Number 2: Men's restrooms are disgusting. My wife sometimes wonders why I ask her to take the boy to the women's restroom to change his diaper. She has never really been in a men's public restroom. She has toured the facilities at my work. She has been in the bathrooms of some of my bachelor friends. Rarely, if ever, has she gone into the very pit of Hell known as the men's public restroom. Ladies, they are absolutely disgusting. For example... I have only been in a few women's restrooms, ever, but the few that I have been into typically do not smell like ass. Generic Men's Restroom A will typically smell like ass.... constantly. I will not go into more details, but just know, if your husband/partner/boyfriend/baby's daddy asks you to change the little one when you are out in public, it is not necessarily that they are un-willing to change a diaper. It might be that they are concerned for the well-being of their offspring. That being said... I realize that offspring preservation may not always be the reasoning, but for me, it usually is.

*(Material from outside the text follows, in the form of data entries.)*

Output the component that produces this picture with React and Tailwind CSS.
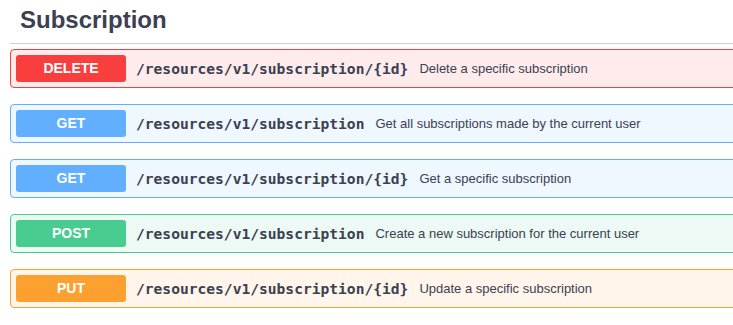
const ops = [
  {
    method: 'DELETE',
    path: '/resources/v1/subscription/{id}',
    summary: 'Delete a specific subscription',
    box: 'border-[#f93e3e] bg-[#feebeb]',
    badge: 'bg-[#f93e3e]',
  },
  {
    method: 'GET',
    path: '/resources/v1/subscription',
    summary: 'Get all subscriptions made by the current user',
    box: 'border-[#61affe] bg-[#eff7ff]',
    badge: 'bg-[#61affe]',
  },
  {
    method: 'GET',
    path: '/resources/v1/subscription/{id}',
    summary: 'Get a specific subscription',
    box: 'border-[#61affe] bg-[#eff7ff]',
    badge: 'bg-[#61affe]',
  },
  {
    method: 'POST',
    path: '/resources/v1/subscription',
    summary: 'Create a new subscription for the current user',
    box: 'border-[#49cc90] bg-[#edf9f4]',
    badge: 'bg-[#49cc90]',
  },
  {
    method: 'PUT',
    path: '/resources/v1/subscription/{id}',
    summary: 'Update a specific subscription',
    box: 'border-[#fca130] bg-[#fff5ea]',
    badge: 'bg-[#fca130]',
  },
]

export default function App() {
  return (
    <div className="h-[325px] w-[733px] overflow-hidden bg-white font-['Liberation_Sans',Arial,sans-serif] text-[#3b4151]">
      <div className="w-[780px] pl-[10px]">
        <h2 className="h-[44px] border-b border-[#cfcfcf] pl-[10px] pt-[4px] text-[24px] font-bold leading-[32px]">
          Subscription
        </h2>
        <div className="pt-[5px]">
          {ops.map((op, i) => (
            <div
              key={i}
              className={`mb-[16px] flex h-[39px] items-center rounded-[4px] border px-[5px] ${op.box}`}
            >
              <span
                className={`flex h-[27px] w-[110px] shrink-0 items-center justify-center rounded-[3px] text-[14px] font-bold text-white ${op.badge}`}
              >
                {op.method}
              </span>
              <span className="ml-[10px] font-['DejaVu_Sans_Mono',monospace] text-[14.6px] font-bold text-[#3b4151]">
                {op.path}
              </span>
              <span className="ml-[11px] text-[13px] text-[#3b4151]">{op.summary}</span>
            </div>
          ))}
        </div>
      </div>
    </div>
  )
}
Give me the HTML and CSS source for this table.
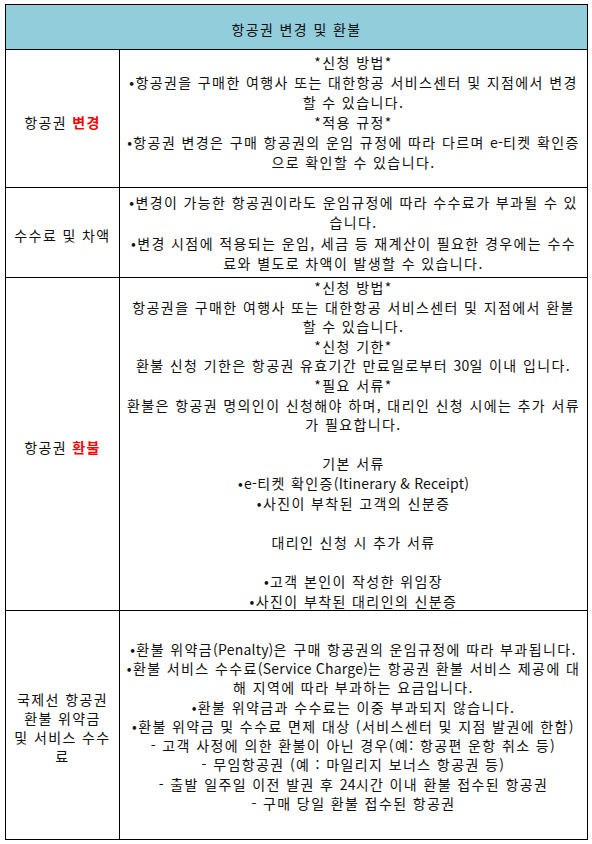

I have no trouble changing a diaper in at home, in the office, or at a family restroom in the mall, but I will under very few circumstances changes the little one's shorts in the cesspool known as a men's public bathroom.
Number 3: I know we have one here at our work, but I am not sure if this exists everywhere. There is one man here that if you are in the restroom we he enters, you need to finish whatever you are doing in 10 seconds or suffer the consequences. And the consequences are dire. The words "explosive," "malodorous," and "disgusting" do not do the man's cacophonous rectal symphony justice. It is a bowel driven train wreck. It is a "Shock and Awe Campaign" of sounds and aromas to assault your senses. Sometimes I do not think he could possibly have "dropped trau" fast enough, because many times the stall door closes and the horror immediately begins. He, and pretty much he alone, keeps our men's restroom consistently smelling like ass.
Bathroom humor, it is always best to end on bathroom humor.